Its a tough time for macro: "Dalio's fund had peak returns of 45% in 2010 and 25% in 2011, but has struggled since then. His flagship fund returned an annualized 3.8% since the beginning of 2012, even with last year's 15% gain. This lags other well known funds like Jeff Talpins’s Element Capital Management and Tudor Investment Corp." That is the alpha fund they are referring to. I think his beta 'all-weather fund' is doing a lot better with a return closer to 10% since then (but dont quote me on that) My strategy during this bad macro environment is to do a beta type strategy akin to the all-weather strategy (though with my own twist), eak out my 5-10% a year and save my discretionary bets for a time when there are some real macro dislocation and its time to pull out the guns to make real cash
I just tripled my position in Greek stocks, also bought some for my swing account. I like the chart, I like their economic numbers and I like the fact that no one is talking about Greek stocks
Finished 2019 with a pretty nice return of 19.7%, a few percentage points ahead of my 'benchmark' the Dalio All Seasons portfolio. In terms of portfolio contribution the main contributors were: Since pretty much everything was ripping up, I had no significant losses. I did lose a little on a SPY short late in the year and my TSLA put also lost some but is part of the plan. One of my rules is to risk 1% a year in shorts/puts in order to help hedge the downside of my portfolio. But other than that it was an easy year for those long a passive portfolio of well selected assets. One of the reasons for these 'easy' returns were the fact that markets imploded late in 2018 and started 2019 from a low base, making it easy for them to pop back up, and also the Fed somehow found reasons to ease with unemployment at 3.5% and inflation at target. In 2018 IIRC I had a 0.5% return because all my 2018 YTD returns were wiped out on Q4. In 2019 I got them back and then some. I suspect big returns will be hard to come by going forward, in Brazil everything is flying higher, real interest rates are 3.5% going out 30 years which is an all time low historically. REITs are also going through the roof. In the US, valuations are also starting to get stretched. In any event I will try to cap my risk assets at 30-40% because I feel like its starting to make sense to take some money off the table and derisk a little. I'm looking forward for 2020, FNMFN preferred, BTC and my Greek stock position could be big gainers with limited risk, the sort of assymetry I like to invest in. Happy new year
I'm taking advantage of this strong stock market to rebalance out some US and Brazil equity exposure and buy Chinese equities. Meaning I'm selling 10% of some positions here and there (PSH, EWZ, etc) and buying some Chinese ETFs. I'm very long-term bullish on China and this virus thing looks like a good dip to start buying into. If there is any country that can control this its China, I mean, people have no rights there, they will put entire cities into cages if necessary (which is very different from Congo)

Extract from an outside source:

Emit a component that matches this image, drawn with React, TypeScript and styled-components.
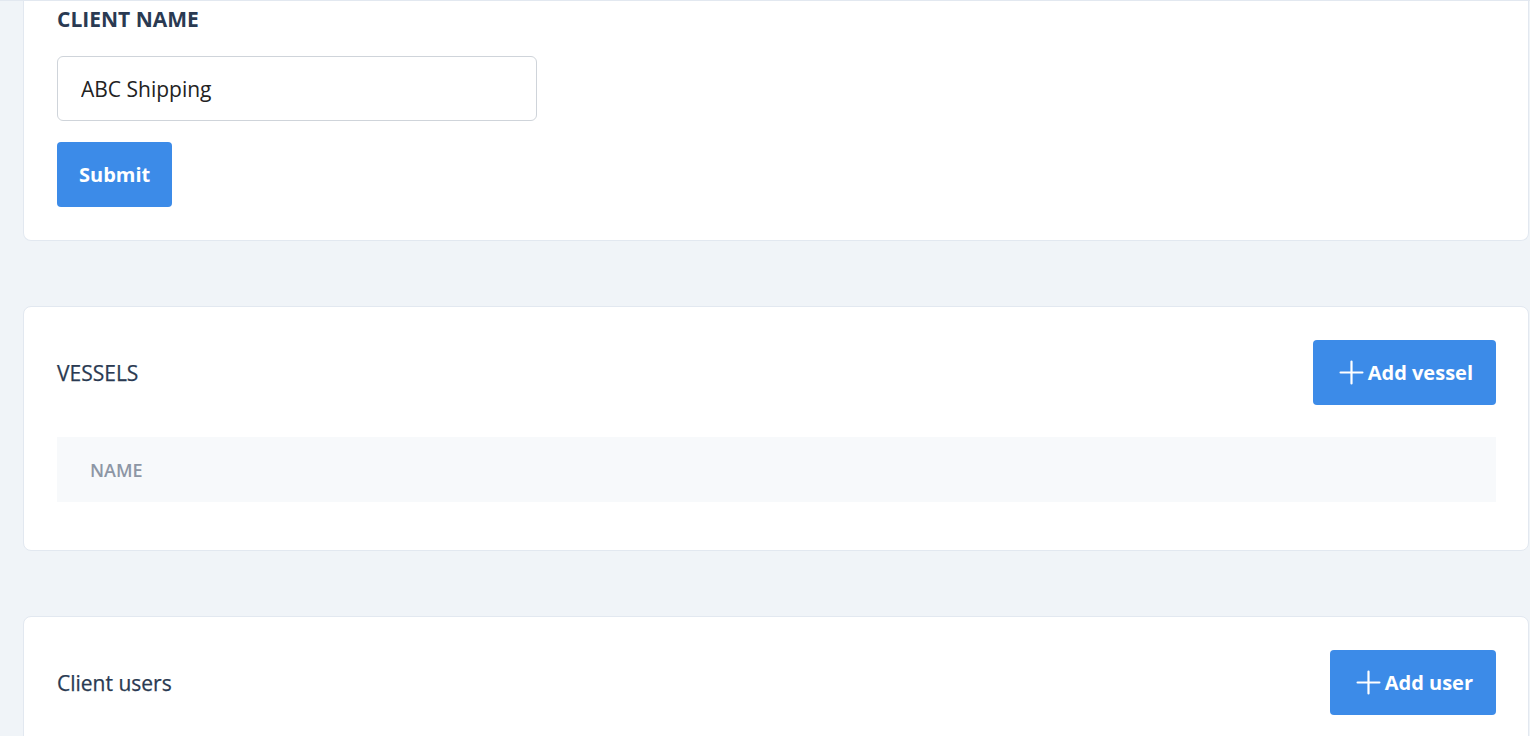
import styled, { createGlobalStyle } from 'styled-components';

const GlobalStyle = createGlobalStyle`
  html, body {
    margin: 0;
    padding: 0;
    background: #f0f4f8;
    overflow: hidden;
  }
  body {
    font-family: "Open Sans", "Noto Sans", sans-serif;
    color: #2d3748;
  }
  * { box-sizing: border-box; }
`;

const Page = styled.div`
  display: flex;
  flex-direction: column;
  gap: 65px;
  padding: 0 1px 0 23px;
  border-top: 1px solid #e2e8f0;
`;

const Card = styled.section<{ $top?: boolean }>`
  background: #fff;
  border: 1px solid #e2e8f0;
  border-top: ${(p) => (p.$top ? 'none' : '1px solid #e2e8f0')};
  border-radius: ${(p) => (p.$top ? '0 0 8px 8px' : '8px')};
  padding: ${(p) => (p.$top ? '2px 32px 33px 33px' : '33px 32px 48px 33px')};
`;

const FieldLabel = styled.label`
  display: block;
  font-size: 21px;
  font-weight: 700;
  line-height: 32px;
  margin-bottom: 21px;
  color: #2a3a52;
`;

const TextInput = styled.input`
  display: block;
  width: 480px;
  height: 65px;
  padding: 0 23px;
  border: 1px solid #cfd4da;
  border-radius: 6px;
  font-family: inherit;
  font-size: 21px;
  color: #222;
  outline: none;
  margin-bottom: 21px;
`;

const Button = styled.button<{ $icon?: boolean }>`
  display: inline-flex;
  align-items: center;
  gap: 4px;
  height: 65px;
  padding: ${(p) => (p.$icon ? '0 23px 0 26px' : '0 22px')};
  border: none;
  border-radius: 4px;
  background: #3c8be8;
  color: #fff;
  font-family: inherit;
  font-size: 20px;
  font-weight: 700;
  cursor: pointer;
  svg {
    flex: none;
  }
`;

const CardHeader = styled.div`
  display: flex;
  align-items: center;
  justify-content: space-between;
  margin-bottom: 32px;
`;

const Heading = styled.h2<{ $caps?: boolean }>`
  margin: 0;
  font-size: 21px;
  font-weight: 500;
  color: #2a3a52;
  -webkit-text-stroke: 0.25px #2a3a52;
  text-transform: ${(p) => (p.$caps ? 'uppercase' : 'none')};
`;

const TableHead = styled.div`
  display: flex;
  align-items: center;
  height: 65px;
  padding: 0 33px;
  background: #f7f9fb;
  font-size: 18px;
  font-weight: 600;
  color: #8d96a5;
  text-transform: uppercase;
`;

function Plus() {
  return (
    <svg width="25" height="25" viewBox="0 0 24 24" fill="none" stroke="currentColor" strokeWidth="2.1" strokeLinecap="round">
      <path d="M12 1.5v21M1.5 12h21" />
    </svg>
  );
}

export default function App() {
  return (
    <>
      <GlobalStyle />
      <Page>
        <Card $top>
          <FieldLabel htmlFor="client-name">CLIENT NAME</FieldLabel>
          <TextInput id="client-name" defaultValue="ABC Shipping" />
          <Button>Submit</Button>
        </Card>

        <Card>
          <CardHeader>
            <Heading $caps>Vessels</Heading>
            <Button $icon>
              <Plus />
              Add vessel
            </Button>
          </CardHeader>
          <TableHead>Name</TableHead>
        </Card>

        <Card>
          <CardHeader>
            <Heading>Client users</Heading>
            <Button $icon>
              <Plus />
              Add user
            </Button>
          </CardHeader>
        </Card>
      </Page>
    </>
  );
}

One thing that makes me bullish is the fact that the stock market has gone nowhere for more than 1 decade Meanwhile the economy and profits have boomed. Equities are 50% bellow their all-time high, that's usually a good time to buy. Another reason if the fact that China has such a great story, I bet there will be another equity bubble there in the next 10 years. I will profit and sell into that bubble
These chinese stock ETFs are pretty interesting. They trade at 14-18 PE ratios(12 forward PE for the MSCI China Index), 2% div yields, 1.7 book value and they are off more than 50% of their all time highs. That in a world of zero to low interest rates. And most investors dont seem to care about them. Especially in the US. They always have a list of 10 reasons why they shouldn't buy, but that list always exists no matter what stock market you are looking at! The same way one could have come up with those reasons during the US bull run from 2009, and they would have been wrong every year. Every year "analysts" like Gary Shilling and Rosenberg would go out and list all these 'risk' factors, well of course there are risks, thats why you get paid a premium over fixed income! That same thing is true in China with folks like Chanos I urge my readers here to consider allocating some of their stock exposure to China ETFs (I can list the ones I'm using if anyone wants it). This corona thing is a joke, its the stuff for day and swing traders. The long-term value of equities is determined by the present value of future cash flows into infinity, a couple of bad quarters make little difference to its final value. I have written about that here before and anyone can confirm that using a simple DCF. So fundamentally, the corona virus thing makes little to no difference. Remember when Charlie Munger went to cash because there was a virus outbreak in the US in the 60's? Of course not, that never happened because, as an investor, avoiding stocks because of a virus is suicide If anything, if China tanks 20% from here, its an opportunity to load the boat more than anything. There I said it
Best post on ET 2020. thnx... brilliant. You are 100% right, just let time do its thing and avoid margin. 2 thumbs up and then some.
I am exceedingly bearish on global indices, but coronavirus is a joke. >10K deaths in the US during this flu season alone.
He's right af d... but it may take time. This is a HUGE buying opportunity. Its a great call. China's going up. Just give it some time. Pffff... you know I never say that about posts here. This one is a gem. My gut... best call here I've ever read.